Locate each line with the string "this" in the listing below and copy it.

* Begin RECORDED DATA *

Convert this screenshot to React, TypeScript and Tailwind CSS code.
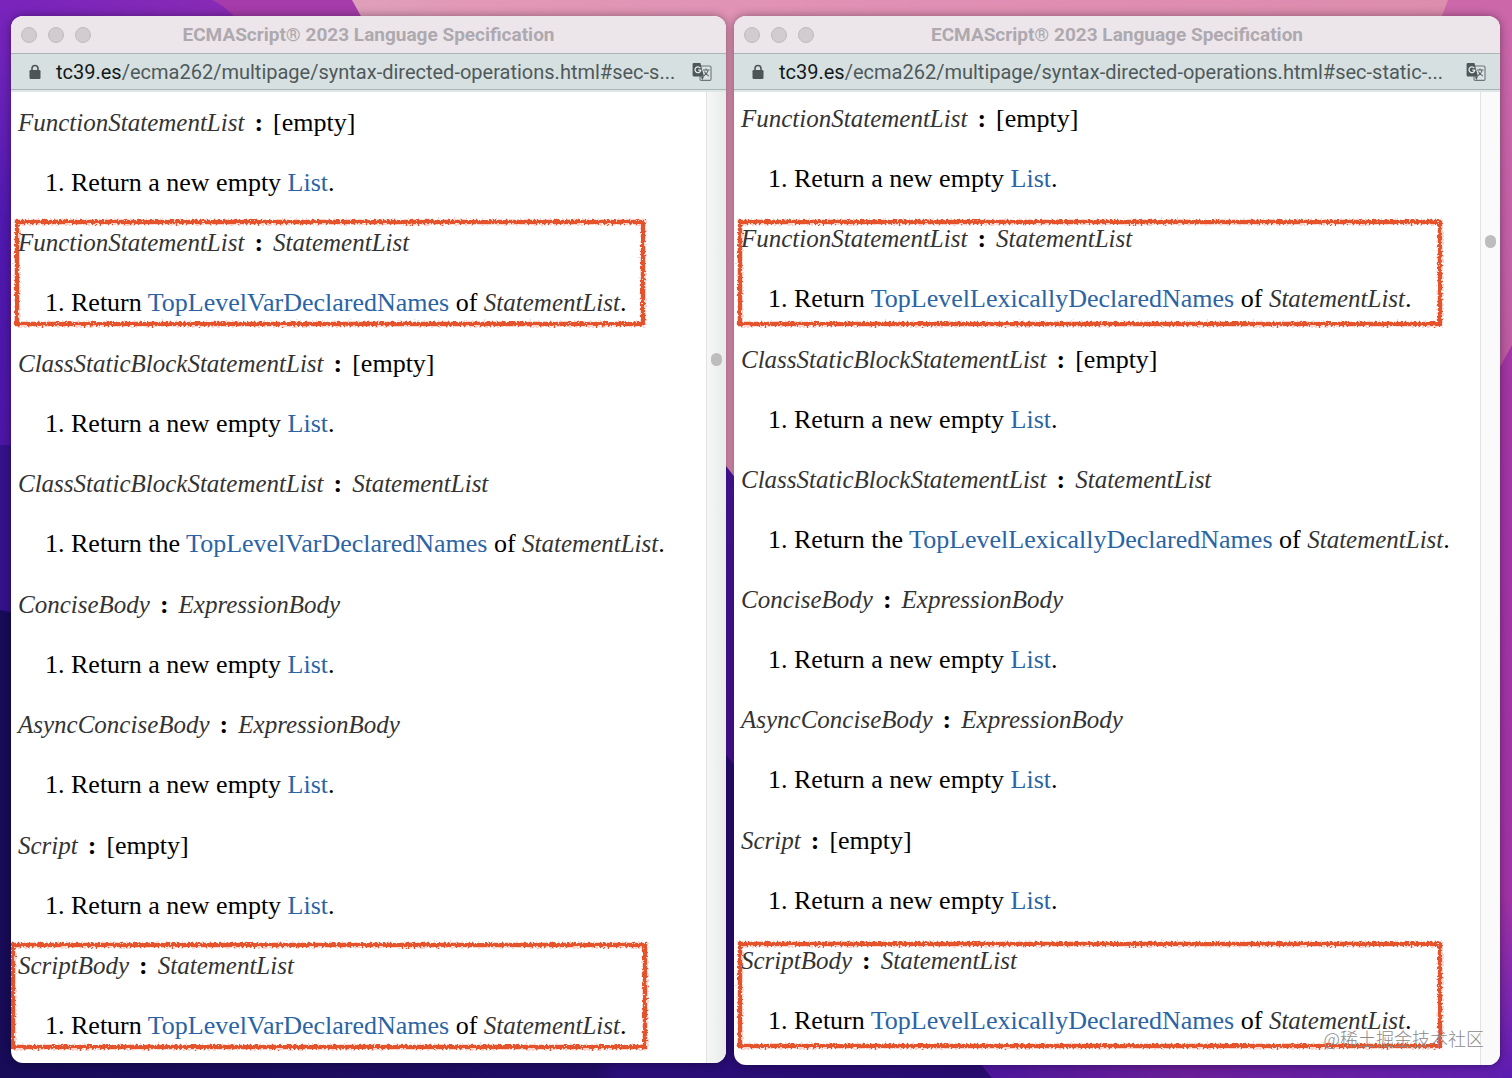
import type { ReactNode } from 'react'

// ─── Spec content ──────────────────────────────────────────────────────────

interface Rule {
  name: string
  body: string | null
  step: 'empty' | 'return' | 'return-the'
  mark?: string
}

interface Win {
  url: string
  op: string
  listPad: string
  thumb: string
  rail: string
  frame: string
  rules: Rule[]
}

function buildRules(first: string, last: string): Rule[] {
  return [
    { name: 'FunctionStatementList', body: null, step: 'empty' },
    { name: 'FunctionStatementList', body: 'StatementList', step: 'return', mark: first },
    { name: 'ClassStaticBlockStatementList', body: null, step: 'empty' },
    { name: 'ClassStaticBlockStatementList', body: 'StatementList', step: 'return-the' },
    { name: 'ConciseBody', body: 'ExpressionBody', step: 'empty' },
    { name: 'AsyncConciseBody', body: 'ExpressionBody', step: 'empty' },
    { name: 'Script', body: null, step: 'empty' },
    { name: 'ScriptBody', body: 'StatementList', step: 'return', mark: last },
  ]
}

const WINDOWS: Win[] = [
  {
    url: '/ecma262/multipage/syntax-directed-operations.html#sec-s...',
    op: 'TopLevelVarDeclaredNames',
    listPad: 'pt-[15px] pb-[21px]',
    thumb: 'top-[261px]',
    rail: 'bg-gradient-to-r from-[#f6f6f6] to-[#e9ebeb]',
    frame: 'mb-[15px]',
    rules: buildRules('-left-1 -top-2 w-[632px] h-[108px]', '-left-2 -top-2 w-[638px] h-[108px]'),
  },
  {
    url: '/ecma262/multipage/syntax-directed-operations.html#sec-static-...',
    op: 'TopLevelLexicallyDeclaredNames',
    listPad: 'pt-[11px] pb-[28px]',
    thumb: 'top-[143px]',
    rail: 'bg-[#fafafa]',
    frame: 'mb-[13px]',
    rules: buildRules('-left-1 -top-1 w-[706px] h-[108px]', '-left-1 -top-1 w-[706px] h-[108px]'),
  },
]

// ─── Pieces ────────────────────────────────────────────────────────────────

function Wallpaper() {
  return (
    <svg className="absolute inset-0 w-full h-full" viewBox="0 0 1512 1078" preserveAspectRatio="none" aria-hidden="true">
      <defs>
        <linearGradient id="base" x1="0" y1="0" x2="0" y2="1">
          <stop offset="0" stopColor="#7a24bc" />
          <stop offset="0.08" stopColor="#6a22b8" />
          <stop offset="0.2" stopColor="#5019b0" />
          <stop offset="0.6" stopColor="#4a129c" />
          <stop offset="1" stopColor="#4a1496" />
        </linearGradient>
        <linearGradient id="violet" x1="0" y1="0" x2="1" y2="0">
          <stop offset="0" stopColor="#7a24bc" />
          <stop offset="1" stopColor="#8a2cb4" />
        </linearGradient>
        <linearGradient id="pink" x1="0" y1="0" x2="1" y2="0">
          <stop offset="0" stopColor="#dfa0bb" />
          <stop offset="0.1" stopColor="#e298b6" />
          <stop offset="0.5" stopColor="#e08fb4" />
          <stop offset="1" stopColor="#dc8cac" />
        </linearGradient>
        <linearGradient id="edge" x1="0" y1="0" x2="0" y2="1">
          <stop offset="0" stopColor="#cc68aa" />
          <stop offset="1" stopColor="#bd5aa2" />
        </linearGradient>
        <linearGradient id="edgeLow" x1="0" y1="0" x2="0" y2="1">
          <stop offset="0" stopColor="#a236a4" />
          <stop offset="0.75" stopColor="#a033a4" />
          <stop offset="0.92" stopColor="#7424b0" />
          <stop offset="1" stopColor="#5c1cb0" />
        </linearGradient>
        <linearGradient id="floor" x1="0" y1="0" x2="1" y2="0">
          <stop offset="0" stopColor="#180b58" />
          <stop offset="0.6" stopColor="#200c66" />
          <stop offset="0.62" stopColor="#2a0d78" />
          <stop offset="1" stopColor="#290c70" />
        </linearGradient>
        <linearGradient id="floorRight" x1="0" y1="0" x2="1" y2="0">
          <stop offset="0" stopColor="#4a169c" />
          <stop offset="0.4" stopColor="#6a1e98" />
          <stop offset="1" stopColor="#601eb0" />
        </linearGradient>
      </defs>
      <rect width="1512" height="1078" fill="url(#base)" />
      <path d="M20 0H260V60H20Z" fill="url(#violet)" />
      <path d="M212 0H370V60H260Q240 12 212 0Z" fill="#a63bab" />
      <path d="M352 0H1512V500H740V484L726 466L362 18Z" fill="url(#pink)" />
      <path d="M1448 0H1512V400H1480L1442 16Z" fill="url(#edge)" />
      <path d="M1512 345V1078H1490V385Z" fill="url(#edgeLow)" />
      <path d="M0 445H14V620H0Z" fill="#34128c" />
      <path d="M0 610L726 755L970 1050L992 1078H0Z" fill="url(#floor)" />
      <path d="M970 1050H1502V1078H992Z" fill="url(#floorRight)" />
    </svg>
  )
}

function LockIcon() {
  return (
    <svg className="w-3 h-4 shrink-0" viewBox="0 0 12 16" aria-hidden="true">
      <path d="M3 7V4.5a3 3 0 0 1 6 0V7" fill="none" stroke="#4d5557" strokeWidth="1.6" />
      <rect x="0.5" y="6" width="11" height="9" rx="1.2" fill="#4d5557" />
    </svg>
  )
}

function TranslateIcon() {
  return (
    <svg className="w-5 h-5" viewBox="0 0 20 20" aria-hidden="true">
      <rect x="8" y="4" width="11" height="14.4" rx="1.2" fill="#dbe3e3" stroke="#6d7677" strokeWidth="1.1" />
      <path d="M1.8 1H8.4L12 14.6H2A1.4 1.4 0 0 1 .6 13.2V2.2A1.2 1.2 0 0 1 1.8 1Z" fill="#4d5658" />
      <path d="M8.8 14.6H12L10.4 18Z" fill="#4d5658" />
      <path d="M8.3 6.1A2.9 2.9 0 1 0 8.8 8.2H6.2" fill="none" stroke="#e3eaea" strokeWidth="1.3" />
      <path d="M11 8H17.5M14 6.5V8M16.3 8Q15.5 11.5 12 13.8M12.3 9.5Q14 12.5 16.8 14" fill="none" stroke="#59646a" strokeWidth="1.1" />
    </svg>
  )
}

// Hand drawn crayon frame around a rule
function Marker({ place }: { place: string }) {
  return (
    <svg className={`absolute pointer-events-none overflow-visible ${place}`} aria-hidden="true">
      <g filter="url(#crayon)">
        <rect x="3" y="3" className="w-[calc(100%-6px)] h-[calc(100%-6px)]" fill="none" stroke="#e6522c" strokeWidth="4.5" />
      </g>
    </svg>
  )
}

function CrayonFilter() {
  return (
    <svg className="absolute w-0 h-0" aria-hidden="true">
      <filter id="crayon" filterUnits="userSpaceOnUse" x="-10" y="-10" width="800" height="140">
        <feTurbulence type="fractalNoise" baseFrequency="0.5" numOctaves="2" seed="4" result="noise" />
        <feDisplacementMap in="SourceGraphic" in2="noise" scale="6" xChannelSelector="R" yChannelSelector="G" />
      </filter>
    </svg>
  )
}

function SpecLink({ children }: { children: ReactNode }) {
  return <a href="#spec" className="text-[#2a64a4]">{children}</a>
}

function Nt({ children }: { children: ReactNode }) {
  return <i className="text-[25px] text-[#333333]">{children}</i>
}

function Step({ kind, op }: { kind: Rule['step']; op: string }) {
  if (kind === 'empty') return <>Return a new empty <SpecLink>List</SpecLink>.</>
  return (
    <>
      Return {kind === 'return-the' && 'the '}
      <SpecLink>{op}</SpecLink> of <Nt>StatementList</Nt>.
    </>
  )
}

function BrowserWindow({ win }: { win: Win }) {
  return (
    <section className={`flex flex-col min-w-0 rounded-xl overflow-hidden bg-white shadow-[0_0_10px_rgba(0,0,0,0.4)] ${win.frame}`}>
      {/* Title bar */}
      <header className="grid grid-cols-[96px_1fr_96px] items-center h-[37px] bg-[#ece6eb]">
        <div className="flex gap-[11px] pl-[10px]">
          {['Close', 'Minimize', 'Zoom'].map((label) => (
            <button key={label} aria-label={label} className="w-4 h-4 rounded-full bg-[#d2ccd1] border border-[#c0babf]" />
          ))}
        </div>
        <h1 className="text-center font-['Roboto',sans-serif] text-[19px] leading-6 font-bold text-[#aea9ae] whitespace-nowrap">
          ECMAScript® 2023 Language Specification
        </h1>
      </header>

      {/* Address bar */}
      <div className="flex items-center h-[37px] pl-[18px] pr-[14px] gap-[15px] bg-[#d7e0e0] border-y border-[#a9b5b5]">
        <LockIcon />
        <p className="flex-1 min-w-0 font-['Roboto',sans-serif] text-[20px] leading-6 text-[#4f595b] whitespace-nowrap">
          <span className="text-[#14191a]">tc39.es</span>
          {win.url}
        </p>
        <button aria-label="Translate this page"><TranslateIcon /></button>
      </div>
      <div className="h-0.5 bg-[#dde7e5]" />

      {/* Page */}
      <div className="flex flex-1">
        <main className={`flex-1 flex flex-col justify-between pl-[7px] font-['Liberation_Serif',serif] text-[26px] leading-8 text-black whitespace-nowrap ${win.listPad}`}>
          {win.rules.map((rule, i) => (
            <div key={i} className="relative flex flex-col gap-7">
              <p>
                <Nt>{rule.name}</Nt>
                <b className="mx-[10px]">:</b>
                {rule.body ? <Nt>{rule.body}</Nt> : '[empty]'}
              </p>
              <ol className="list-decimal pl-[53px]">
                <li><Step kind={rule.step} op={win.op} /></li>
              </ol>
              {rule.mark && <Marker place={rule.mark} />}
            </div>
          ))}
        </main>
        <div className={`relative w-5 border-l border-[#e2e2e2] ${win.rail}`}>
          <div className={`absolute left-1 w-[11px] h-[13px] rounded-full bg-[#bdbdbd] ${win.thumb}`} />
        </div>
      </div>
    </section>
  )
}

// ─── App ───────────────────────────────────────────────────────────────────

export default function App() {
  return (
    <div className="relative min-h-screen flex font-['Inter',sans-serif]">
      <Wallpaper />
      <CrayonFilter />
      <div className="relative flex-1 grid grid-cols-[715fr_766fr] gap-2 pt-4 pl-[11px] pr-3">
        {WINDOWS.map((win) => (
          <BrowserWindow key={win.op} win={win} />
        ))}
      </div>
      <span className="absolute right-7 bottom-7 font-['Noto_Sans_CJK_SC',sans-serif] text-[18px] leading-6 font-light text-[#8a8a8a]">
        @稀土掘金技术社区
      </span>
    </div>
  )
}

* End RECORDED DATA *

• EXPECTED OUTPUT:
Convert this screenshot to React, TypeScript and Tailwind CSS code.
        <button aria-label="Translate this page"><TranslateIcon /></button>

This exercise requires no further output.